Copy out all lines in the data below containing the string "React".
begin Data for this exercise
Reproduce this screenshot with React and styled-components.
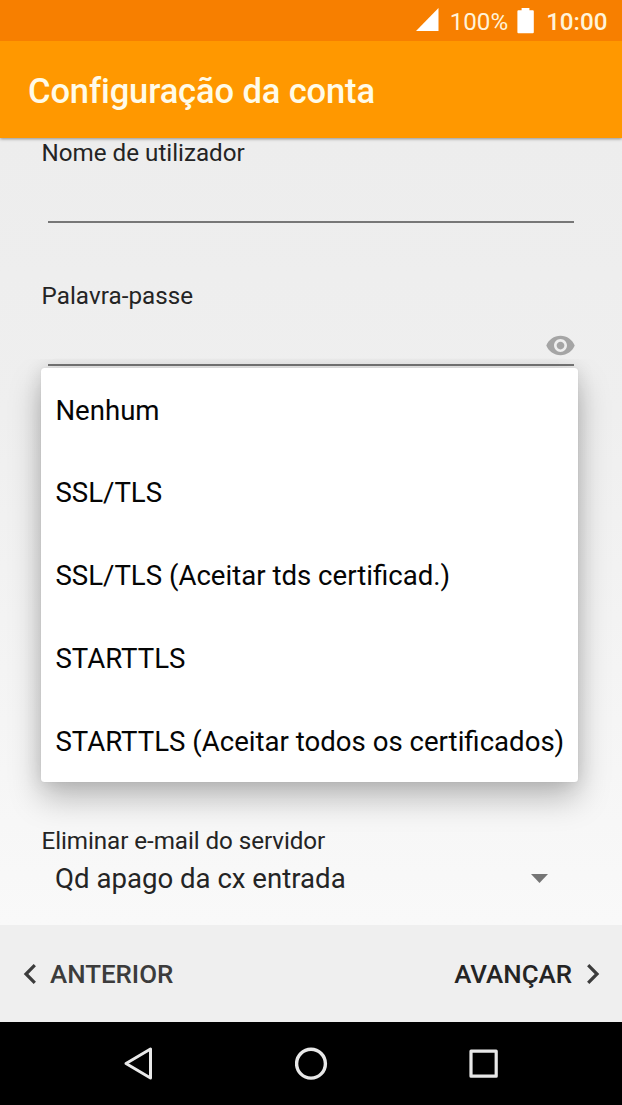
end Data for this exercise
begin Data for this exercise
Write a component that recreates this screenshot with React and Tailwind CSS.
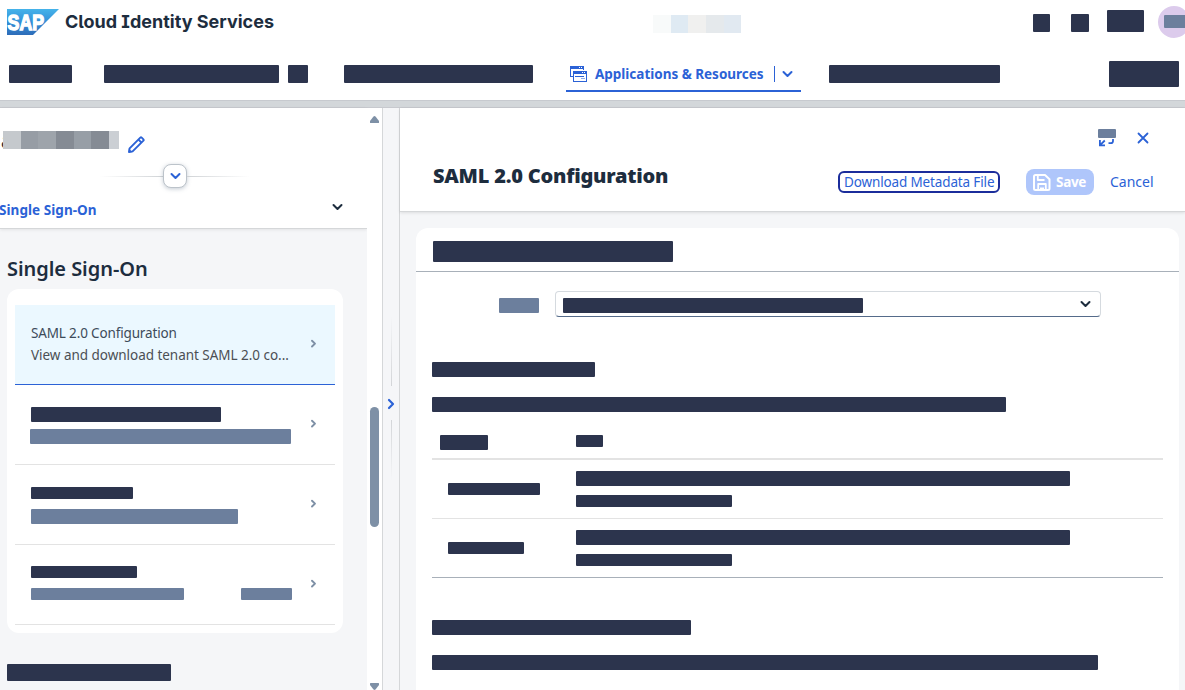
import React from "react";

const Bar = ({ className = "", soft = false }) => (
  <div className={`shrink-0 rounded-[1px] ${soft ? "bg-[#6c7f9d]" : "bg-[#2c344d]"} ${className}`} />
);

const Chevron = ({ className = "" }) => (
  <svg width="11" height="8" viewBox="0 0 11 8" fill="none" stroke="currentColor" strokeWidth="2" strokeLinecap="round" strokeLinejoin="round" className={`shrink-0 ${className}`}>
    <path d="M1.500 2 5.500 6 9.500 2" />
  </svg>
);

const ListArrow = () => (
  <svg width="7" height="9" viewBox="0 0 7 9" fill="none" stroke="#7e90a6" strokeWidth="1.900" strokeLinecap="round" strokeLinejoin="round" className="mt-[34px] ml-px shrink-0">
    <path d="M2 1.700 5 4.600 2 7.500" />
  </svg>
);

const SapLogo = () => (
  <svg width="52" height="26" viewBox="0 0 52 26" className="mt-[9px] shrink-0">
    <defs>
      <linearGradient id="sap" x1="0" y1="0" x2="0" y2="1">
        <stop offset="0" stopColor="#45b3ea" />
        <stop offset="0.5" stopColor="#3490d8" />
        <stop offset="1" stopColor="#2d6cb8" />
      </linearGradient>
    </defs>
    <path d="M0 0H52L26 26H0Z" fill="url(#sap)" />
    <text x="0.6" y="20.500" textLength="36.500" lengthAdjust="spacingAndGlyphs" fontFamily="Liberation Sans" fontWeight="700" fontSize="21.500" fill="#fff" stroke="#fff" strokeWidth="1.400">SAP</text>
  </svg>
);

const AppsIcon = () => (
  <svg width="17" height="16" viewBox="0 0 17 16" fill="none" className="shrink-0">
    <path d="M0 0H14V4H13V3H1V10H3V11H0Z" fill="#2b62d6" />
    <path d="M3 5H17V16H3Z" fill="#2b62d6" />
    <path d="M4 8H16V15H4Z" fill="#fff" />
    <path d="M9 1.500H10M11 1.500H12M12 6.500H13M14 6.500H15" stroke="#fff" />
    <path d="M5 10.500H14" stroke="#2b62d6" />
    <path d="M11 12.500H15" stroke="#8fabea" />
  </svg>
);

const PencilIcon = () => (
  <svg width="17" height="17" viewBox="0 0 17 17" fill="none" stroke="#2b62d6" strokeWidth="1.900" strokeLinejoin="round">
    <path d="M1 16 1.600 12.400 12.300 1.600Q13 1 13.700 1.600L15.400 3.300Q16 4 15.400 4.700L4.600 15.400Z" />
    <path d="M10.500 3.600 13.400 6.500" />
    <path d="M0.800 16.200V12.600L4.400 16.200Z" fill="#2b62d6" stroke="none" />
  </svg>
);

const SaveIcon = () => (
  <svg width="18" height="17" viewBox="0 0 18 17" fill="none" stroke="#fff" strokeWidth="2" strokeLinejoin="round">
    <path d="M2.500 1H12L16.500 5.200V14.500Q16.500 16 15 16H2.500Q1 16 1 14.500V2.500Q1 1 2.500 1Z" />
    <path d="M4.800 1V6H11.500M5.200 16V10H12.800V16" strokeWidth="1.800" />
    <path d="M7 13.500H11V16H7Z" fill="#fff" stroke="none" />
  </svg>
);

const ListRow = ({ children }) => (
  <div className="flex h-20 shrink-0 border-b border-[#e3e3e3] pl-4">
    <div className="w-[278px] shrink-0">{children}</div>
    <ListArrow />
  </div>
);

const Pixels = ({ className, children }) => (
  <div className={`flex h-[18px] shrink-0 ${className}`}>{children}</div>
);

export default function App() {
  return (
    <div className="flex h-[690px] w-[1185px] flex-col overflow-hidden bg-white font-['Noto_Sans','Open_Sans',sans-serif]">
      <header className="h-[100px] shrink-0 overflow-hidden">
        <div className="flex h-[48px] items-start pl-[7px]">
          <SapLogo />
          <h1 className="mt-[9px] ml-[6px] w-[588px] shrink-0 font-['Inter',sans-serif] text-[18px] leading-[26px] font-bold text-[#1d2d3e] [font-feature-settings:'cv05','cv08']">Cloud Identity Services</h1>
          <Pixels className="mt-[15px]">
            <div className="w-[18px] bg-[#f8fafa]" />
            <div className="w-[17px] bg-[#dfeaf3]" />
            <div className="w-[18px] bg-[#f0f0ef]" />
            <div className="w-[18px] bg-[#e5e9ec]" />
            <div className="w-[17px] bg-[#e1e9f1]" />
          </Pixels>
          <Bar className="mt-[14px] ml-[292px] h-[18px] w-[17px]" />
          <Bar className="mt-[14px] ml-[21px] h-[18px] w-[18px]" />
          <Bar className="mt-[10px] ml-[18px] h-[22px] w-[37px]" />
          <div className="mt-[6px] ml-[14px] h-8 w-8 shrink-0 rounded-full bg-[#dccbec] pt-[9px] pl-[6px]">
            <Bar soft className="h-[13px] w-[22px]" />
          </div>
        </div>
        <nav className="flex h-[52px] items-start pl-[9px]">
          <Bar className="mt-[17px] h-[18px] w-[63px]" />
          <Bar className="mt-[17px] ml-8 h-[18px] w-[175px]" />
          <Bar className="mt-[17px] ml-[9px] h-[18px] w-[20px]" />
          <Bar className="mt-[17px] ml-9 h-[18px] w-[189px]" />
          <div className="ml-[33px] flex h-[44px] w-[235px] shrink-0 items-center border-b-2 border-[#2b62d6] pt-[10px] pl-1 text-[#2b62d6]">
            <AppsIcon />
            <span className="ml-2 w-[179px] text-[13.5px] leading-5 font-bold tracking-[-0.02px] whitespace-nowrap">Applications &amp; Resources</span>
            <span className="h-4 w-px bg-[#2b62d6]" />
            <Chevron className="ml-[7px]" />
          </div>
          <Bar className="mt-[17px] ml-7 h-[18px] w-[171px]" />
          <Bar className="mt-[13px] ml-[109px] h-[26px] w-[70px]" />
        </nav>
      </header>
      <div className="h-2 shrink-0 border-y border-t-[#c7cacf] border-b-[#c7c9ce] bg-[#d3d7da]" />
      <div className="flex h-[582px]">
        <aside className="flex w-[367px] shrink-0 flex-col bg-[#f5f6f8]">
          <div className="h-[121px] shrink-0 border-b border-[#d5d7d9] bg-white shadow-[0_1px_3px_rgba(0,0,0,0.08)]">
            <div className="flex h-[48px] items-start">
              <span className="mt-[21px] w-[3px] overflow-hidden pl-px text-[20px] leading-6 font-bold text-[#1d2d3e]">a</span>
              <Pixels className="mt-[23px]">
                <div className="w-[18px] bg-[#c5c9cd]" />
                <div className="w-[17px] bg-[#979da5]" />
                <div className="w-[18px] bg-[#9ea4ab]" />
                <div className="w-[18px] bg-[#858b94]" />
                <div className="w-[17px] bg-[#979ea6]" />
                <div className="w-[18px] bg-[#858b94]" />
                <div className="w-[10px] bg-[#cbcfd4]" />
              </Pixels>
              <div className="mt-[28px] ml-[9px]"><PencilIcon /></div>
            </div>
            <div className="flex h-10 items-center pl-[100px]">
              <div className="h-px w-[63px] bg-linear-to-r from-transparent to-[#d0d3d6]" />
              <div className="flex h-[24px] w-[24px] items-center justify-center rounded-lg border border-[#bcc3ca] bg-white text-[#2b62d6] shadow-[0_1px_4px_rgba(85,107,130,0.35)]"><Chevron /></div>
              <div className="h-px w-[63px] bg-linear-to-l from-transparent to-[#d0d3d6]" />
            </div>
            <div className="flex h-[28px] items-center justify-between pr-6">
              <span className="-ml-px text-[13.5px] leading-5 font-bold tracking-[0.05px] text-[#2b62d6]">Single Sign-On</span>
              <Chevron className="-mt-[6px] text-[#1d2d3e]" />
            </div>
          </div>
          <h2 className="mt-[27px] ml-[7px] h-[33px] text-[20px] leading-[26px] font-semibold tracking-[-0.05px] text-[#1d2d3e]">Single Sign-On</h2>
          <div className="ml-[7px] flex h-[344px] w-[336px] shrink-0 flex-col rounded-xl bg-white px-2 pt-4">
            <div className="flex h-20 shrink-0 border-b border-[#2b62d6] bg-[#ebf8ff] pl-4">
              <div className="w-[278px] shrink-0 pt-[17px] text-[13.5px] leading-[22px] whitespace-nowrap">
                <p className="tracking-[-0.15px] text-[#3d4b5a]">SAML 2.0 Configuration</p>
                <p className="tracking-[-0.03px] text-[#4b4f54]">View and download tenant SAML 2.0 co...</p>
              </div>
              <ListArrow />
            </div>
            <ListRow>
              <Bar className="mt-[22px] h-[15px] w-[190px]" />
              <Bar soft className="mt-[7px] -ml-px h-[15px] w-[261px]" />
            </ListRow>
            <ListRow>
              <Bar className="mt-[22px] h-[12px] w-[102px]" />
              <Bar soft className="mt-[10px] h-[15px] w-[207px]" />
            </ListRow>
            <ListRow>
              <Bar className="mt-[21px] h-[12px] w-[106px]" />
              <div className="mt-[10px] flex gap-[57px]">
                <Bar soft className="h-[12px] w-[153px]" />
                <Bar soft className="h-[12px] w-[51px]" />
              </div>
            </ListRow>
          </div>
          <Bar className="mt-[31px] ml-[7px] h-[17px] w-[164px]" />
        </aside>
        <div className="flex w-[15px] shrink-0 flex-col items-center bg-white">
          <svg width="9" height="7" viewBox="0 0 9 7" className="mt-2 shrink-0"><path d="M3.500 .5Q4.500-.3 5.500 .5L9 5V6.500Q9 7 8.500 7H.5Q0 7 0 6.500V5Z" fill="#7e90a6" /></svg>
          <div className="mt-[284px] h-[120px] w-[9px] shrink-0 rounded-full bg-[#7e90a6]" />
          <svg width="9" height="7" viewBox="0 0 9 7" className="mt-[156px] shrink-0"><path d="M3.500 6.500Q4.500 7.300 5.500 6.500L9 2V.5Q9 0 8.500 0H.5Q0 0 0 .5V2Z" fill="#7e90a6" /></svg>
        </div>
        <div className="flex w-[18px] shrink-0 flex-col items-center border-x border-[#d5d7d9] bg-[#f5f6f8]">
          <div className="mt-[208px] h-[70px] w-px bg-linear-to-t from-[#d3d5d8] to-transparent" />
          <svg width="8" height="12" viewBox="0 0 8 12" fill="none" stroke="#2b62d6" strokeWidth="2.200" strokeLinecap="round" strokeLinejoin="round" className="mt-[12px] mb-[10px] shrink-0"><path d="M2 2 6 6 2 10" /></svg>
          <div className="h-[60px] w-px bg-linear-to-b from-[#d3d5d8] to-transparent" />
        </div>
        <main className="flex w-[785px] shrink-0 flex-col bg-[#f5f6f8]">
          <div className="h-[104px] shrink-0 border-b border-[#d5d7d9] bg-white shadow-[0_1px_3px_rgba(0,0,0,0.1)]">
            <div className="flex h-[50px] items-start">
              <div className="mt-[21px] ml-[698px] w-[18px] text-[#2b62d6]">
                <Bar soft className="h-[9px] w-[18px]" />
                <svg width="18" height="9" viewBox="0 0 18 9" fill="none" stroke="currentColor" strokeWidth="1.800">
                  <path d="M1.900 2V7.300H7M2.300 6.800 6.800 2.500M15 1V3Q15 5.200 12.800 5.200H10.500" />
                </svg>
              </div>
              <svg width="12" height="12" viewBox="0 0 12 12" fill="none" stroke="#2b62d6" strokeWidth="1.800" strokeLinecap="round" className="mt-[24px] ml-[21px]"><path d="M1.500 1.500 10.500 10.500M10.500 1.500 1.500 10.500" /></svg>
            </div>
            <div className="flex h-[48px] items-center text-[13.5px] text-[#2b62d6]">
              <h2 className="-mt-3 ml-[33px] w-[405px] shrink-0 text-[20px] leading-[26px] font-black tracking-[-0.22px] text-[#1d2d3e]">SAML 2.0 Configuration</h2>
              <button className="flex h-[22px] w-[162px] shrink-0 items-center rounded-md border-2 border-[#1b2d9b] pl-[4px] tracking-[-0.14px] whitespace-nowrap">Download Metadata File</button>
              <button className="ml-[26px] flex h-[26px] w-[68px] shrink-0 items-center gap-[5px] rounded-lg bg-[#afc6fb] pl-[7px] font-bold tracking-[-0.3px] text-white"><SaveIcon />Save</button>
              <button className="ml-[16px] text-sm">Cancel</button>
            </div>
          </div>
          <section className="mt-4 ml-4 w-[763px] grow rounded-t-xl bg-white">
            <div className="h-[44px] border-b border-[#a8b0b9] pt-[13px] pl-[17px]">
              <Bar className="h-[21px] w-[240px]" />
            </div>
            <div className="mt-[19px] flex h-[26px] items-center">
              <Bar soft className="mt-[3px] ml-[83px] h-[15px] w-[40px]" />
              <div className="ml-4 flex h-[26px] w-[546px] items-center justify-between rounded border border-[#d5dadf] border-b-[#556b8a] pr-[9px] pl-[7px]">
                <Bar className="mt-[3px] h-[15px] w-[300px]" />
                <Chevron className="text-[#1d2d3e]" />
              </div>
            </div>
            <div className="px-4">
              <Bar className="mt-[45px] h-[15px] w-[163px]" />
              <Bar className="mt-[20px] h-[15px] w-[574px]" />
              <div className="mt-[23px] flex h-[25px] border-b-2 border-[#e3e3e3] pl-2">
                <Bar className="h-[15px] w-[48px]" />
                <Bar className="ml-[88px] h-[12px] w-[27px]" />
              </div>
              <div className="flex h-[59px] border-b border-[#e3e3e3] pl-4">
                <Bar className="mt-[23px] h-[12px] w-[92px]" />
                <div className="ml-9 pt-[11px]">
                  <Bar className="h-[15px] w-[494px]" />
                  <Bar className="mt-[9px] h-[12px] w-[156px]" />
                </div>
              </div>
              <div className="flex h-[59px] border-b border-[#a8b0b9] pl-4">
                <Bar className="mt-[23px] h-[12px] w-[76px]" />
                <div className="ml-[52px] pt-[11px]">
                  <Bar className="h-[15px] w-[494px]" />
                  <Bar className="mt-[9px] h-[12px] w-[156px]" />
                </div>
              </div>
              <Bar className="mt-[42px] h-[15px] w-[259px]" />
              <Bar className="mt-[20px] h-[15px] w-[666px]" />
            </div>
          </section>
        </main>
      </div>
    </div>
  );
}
end Data for this exercise
● The response
Reproduce this screenshot with React and styled-components.
Write a component that recreates this screenshot with React and Tailwind CSS.
import React from "react";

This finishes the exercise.